George Jones foi um dos maiores nomes da música country norte-americana. Um belo dia, foi apresentado à novata Tammy Wynette, que passou a cantar com ele e atingiu enorme sucesso também. Essa é a história vista nos palcos, quando os dois se apresentavam juntos e a atração mútua era inegável. O que de fato aconteceu tomamos conhecimento na minissérie George & Tammy, cujos seis capítulos foram exibidos na TV americana entre dezembro de 2022 e janeiro de 2023 e hoje estão disponíveis no serviço de streaming da Paramount.

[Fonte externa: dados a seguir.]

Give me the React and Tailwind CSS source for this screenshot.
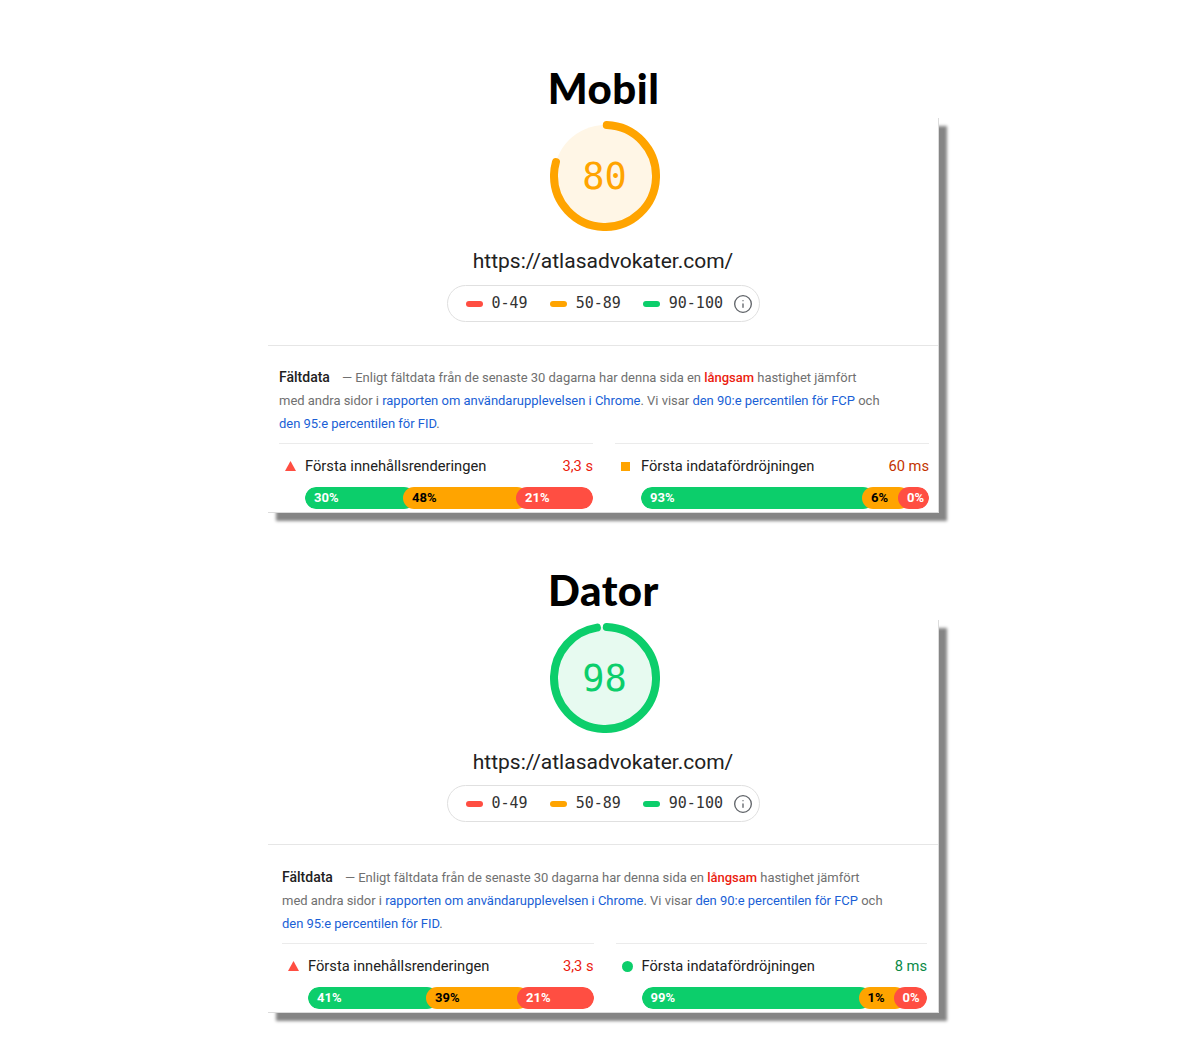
import React from "react";
import { Info } from "lucide-react";

const GREEN = "#0cce6b";
const ORANGE = "#ffa400";
const RED = "#ff4e42";

const sections = [
  {
    title: "Mobil",
    score: 80,
    ring: ORANGE,
    fill: "#fff6e6",
    scoreText: "text-[#ffa400]",
    pad: "pl-[11px] pr-[9px]",
    gap: { url: "mt-[16px]", legend: "mt-[10px]", divider: "mt-[23px]", text: "pt-[20px]" },
    metrics: [
      {
        icon: "triangle",
        label: "Första innehållsrenderingen",
        value: "3,3 s",
        valueColor: "text-[#eb1c0f]",
        segs: [
          { pct: "30%", w: "w-[110px]", bg: "bg-[#0cce6b]", text: "text-white" },
          { pct: "48%", w: "w-[125px]", bg: "bg-[#ffa400]", text: "text-black" },
          { pct: "21%", w: "flex-1", bg: "bg-[#ff4e42]", text: "text-white" },
        ],
      },
      {
        icon: "square",
        label: "Första indatafördröjningen",
        value: "60 ms",
        valueColor: "text-[#c33300]",
        segs: [
          { pct: "93%", w: "w-[233px]", bg: "bg-[#0cce6b]", text: "text-white" },
          { pct: "6%", w: "w-[48px]", bg: "bg-[#ffa400]", text: "text-black" },
          { pct: "0%", w: "flex-1", bg: "bg-[#ff4e42]", text: "text-white" },
        ],
      },
    ],
  },
  {
    title: "Dator",
    score: 98,
    ring: GREEN,
    fill: "#e7faf0",
    scoreText: "text-[#0cce6b]",
    pad: "pl-[14px] pr-[11px]",
    gap: { url: "mt-[15px]", legend: "mt-[9px]", divider: "mt-[22px]", text: "pt-[21px]" },
    metrics: [
      {
        icon: "triangle",
        label: "Första innehållsrenderingen",
        value: "3,3 s",
        valueColor: "text-[#eb1c0f]",
        segs: [
          { pct: "41%", w: "w-[130px]", bg: "bg-[#0cce6b]", text: "text-white" },
          { pct: "39%", w: "w-[103px]", bg: "bg-[#ffa400]", text: "text-black" },
          { pct: "21%", w: "flex-1", bg: "bg-[#ff4e42]", text: "text-white" },
        ],
      },
      {
        icon: "circle",
        label: "Första indatafördröjningen",
        value: "8 ms",
        valueColor: "text-[#0a8a47]",
        segs: [
          { pct: "99%", w: "w-[229px]", bg: "bg-[#0cce6b]", text: "text-white" },
          { pct: "1%", w: "w-[47px]", bg: "bg-[#ffa400]", text: "text-black" },
          { pct: "0%", w: "flex-1", bg: "bg-[#ff4e42]", text: "text-white" },
        ],
      },
    ],
  },
];

const Gauge = ({ score, ring, fill, scoreText }) => {
  const r = 51;
  const c = 2 * Math.PI * r;
  return (
    <div className="relative w-[110px] h-[110px]">
      <svg width="110" height="110" viewBox="0 0 110 110" className="-rotate-90">
        <circle cx="55" cy="55" r={r} fill={fill} />
        <circle
          cx="55"
          cy="55"
          r={r}
          fill="none"
          stroke={ring}
          strokeWidth="8"
          strokeLinecap="round"
          strokeDasharray={`${(c * score) / 100 - 4} ${c}`}
          transform="rotate(2 55 55)"
        />
      </svg>
      <div
        className={`absolute inset-0 flex items-center justify-center pt-[2px] font-['DejaVu_Sans_Mono',monospace] text-[37px] ${scoreText}`}
      >
        {score}
      </div>
    </div>
  );
};

const Legend = () => (
  <div className="mx-auto flex h-[37px] w-[313px] items-center rounded-full border border-[#e0e0e0] pl-[18px] font-['DejaVu_Sans_Mono',monospace] text-[15px] text-[#333]">
    <span className="h-[6px] w-[17px] rounded-full bg-[#ff4e42]" />
    <span className="ml-[9px]">0-49</span>
    <span className="ml-[22px] h-[6px] w-[17px] rounded-full bg-[#ffa400]" />
    <span className="ml-[9px]">50-89</span>
    <span className="ml-[22px] h-[6px] w-[17px] rounded-full bg-[#0cce6b]" />
    <span className="ml-[9px]">90-100</span>
    <Info className="ml-[10px] text-[#5f6368]" size={20} strokeWidth={1.6} />
  </div>
);

const MetricIcon = ({ kind }) => {
  if (kind === "triangle")
    return (
      <svg width="11" height="10" viewBox="0 0 11 10">
        <polygon points="5.5,0 11,10 0,10" fill={RED} />
      </svg>
    );
  if (kind === "square") return <span className="block h-[9px] w-[9px] bg-[#ffa400]" />;
  return <span className="block h-[11px] w-[11px] rounded-full bg-[#0cce6b]" />;
};

const Metric = ({ m }) => (
  <div className="flex-1 border-t border-[#ebebeb] pb-[3px]">
    <div className="mt-[12px] flex h-[20px] items-center text-[14.7px] leading-[20px]">
      <span className="flex w-[26px] pl-[6px]">
        <MetricIcon kind={m.icon} />
      </span>
      <span className="flex-1 text-[#212121]">{m.label}</span>
      <span className={m.valueColor}>{m.value}</span>
    </div>
    <div className="ml-[26px] mt-[11px] flex h-[22px] overflow-hidden rounded-full">
      {m.segs.map((s, i) => (
        <div
          key={i}
          className={`relative flex h-full items-center rounded-full pl-[9px] text-[13px] font-bold ${s.w} ${s.bg} ${s.text} ${i > 0 ? "-ml-[12px]" : ""}`}
        >
          {s.pct}
        </div>
      ))}
    </div>
  </div>
);

const Card = ({ s }) => (
  <div className="relative bg-white border-r border-b border-[#dcdcdc] shadow-[8px_8px_3px_rgba(0,0,0,0.48)]">
    <div className="flex justify-center pl-[3px] pt-[3px]">
      <Gauge score={s.score} ring={s.ring} fill={s.fill} scoreText={s.scoreText} />
    </div>
    <div className={`${s.gap.url} text-center text-[21px] leading-[28px] text-[#212121]`}>
      https://atlasadvokater.com/
    </div>
    <div className={s.gap.legend}>
      <Legend />
    </div>
    <div className={`${s.gap.divider} border-t border-[#e6e6e6]`} />
    <p className={`${s.gap.text} text-[13px] leading-[23px] tracking-[-0.02px] text-[#707070] ${s.pad}`}>
      <span className="mr-[12px] text-[14px] font-medium tracking-normal text-[#212121]">Fältdata</span>
      — Enligt fältdata från de senaste 30 dagarna har denna sida en{" "}
      <span className="font-medium text-[#eb1c0f]">långsam</span> hastighet jämfört
      <br />
      med andra sidor i{" "}
      <span className="text-[#1a5fd6]">rapporten om användarupplevelsen i Chrome</span>. Vi visar{" "}
      <span className="text-[#1a5fd6]">den 90:e percentilen för FCP</span> och
      <br />
      <span className="text-[#1a5fd6]">den 95:e percentilen för FID</span>.
    </p>
    <div className={`mt-[8px] flex gap-[22px] ${s.pad}`}>
      {s.metrics.map((m, i) => (
        <Metric key={i} m={m} />
      ))}
    </div>
  </div>
);

export default function App() {
  return (
    <div className="min-h-[1043px] bg-white pt-[68px] font-['Roboto',sans-serif]">
      {sections.map((s, i) => (
        <section key={s.title} className={`ml-[268px] w-[671px] ${i > 0 ? "mt-[57px]" : ""}`}>
          <h2 className="h-[50px] text-center font-['Lato',sans-serif] text-[42px] font-black leading-[41px] tracking-[0.5px] text-black">
            {s.title}
          </h2>
          <Card s={s} />
        </section>
      ))}
    </div>
  );
}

Para quem gosta de conhecer melhor a vida de celebridades, essa série é um prato cheio. Baseado no livro da única filha do casal, Georgette Jones, que serviu como consultora para a produção, o roteiro pode até ter inconsistências quanto à ordem de certos eventos, mas os fatos narrados são bem coerentes. Nada que dê para perceber sem uma longa pesquisa. Ao contrário de filmes como Johnny e June (Walk the Line, 2005) e Ray (2004), há mais tempo para o desenvolvimento das situações e das relações entre os personagens, fazendo com que nos importemos mais com eles. E o tom fique menos episódico.

O ponto positivo que salta aos olhos nesse tipo de produção é invariavelmente o trabalho dos atores, e aqui não é diferente. Michael Shannon, o General Zod da DC (em Homem de Aço e Flash), e Jessica Chastain, oscarizada por Os Olhos de Tammy Faye (The Eyes of Tammy Faye, 2021), travam um duelo bonito de se ver, mostrando a força e as fraquezas de seus personagens. Shannon, escalado após um problema de agenda forçar Josh Brolin a sair, dá dignidade a Jones até correndo bêbado de cueca pela rua, indo facilmente de um extremo a outro. E Chastain confere a Wynette a majestade que a cantora tinha, com todas as nuances necessárias. Não coincidentemente, o criador da série, Abe Sylvia, é um dos roteiristas de Tammy Faye, colocando Chastain para cantar mais uma vez.

Em determinado momento, uma fã pergunta a Wynette algo relacionado ao fato dela sempre cantar sobre homens, se colocando em uma situação de submissão. Infelizmente, essa não é uma discussão desenvolvida pela produção, mas percebemos uma mudança de posicionamento pela cantora, que passa a não tolerar certos abusos. Chastain de fato consegue criar uma figura tridimensional, de vários lados, que ama e sofre, mas não é boba. E as músicas dos dois artistas não roubam a cena, tocando pontualmente, sem forçar ninguém a gostar delas. É importante mencionar que são Shannon e Chastain que cantam, e não fazem feio.

Mesmo que contada de forma tradicional e cronológica, a história de George & Tammy não é muito presa a datas, e às vezes não sabemos nem a década do que está acontecendo. As mudanças de penteados, maquiagem e figurinos são discretas e só chamam atenção quando o salto temporal é maior. O que importa, mesmo, é a interação entre George e Tammy, e os coadjuvantes que vamos conhecendo. Figuras como Walton Goggins (de Entre Armas e Brinquedos, 2020) e Steve Zahn (de The White Lotus) trazem ainda mais valor à produção.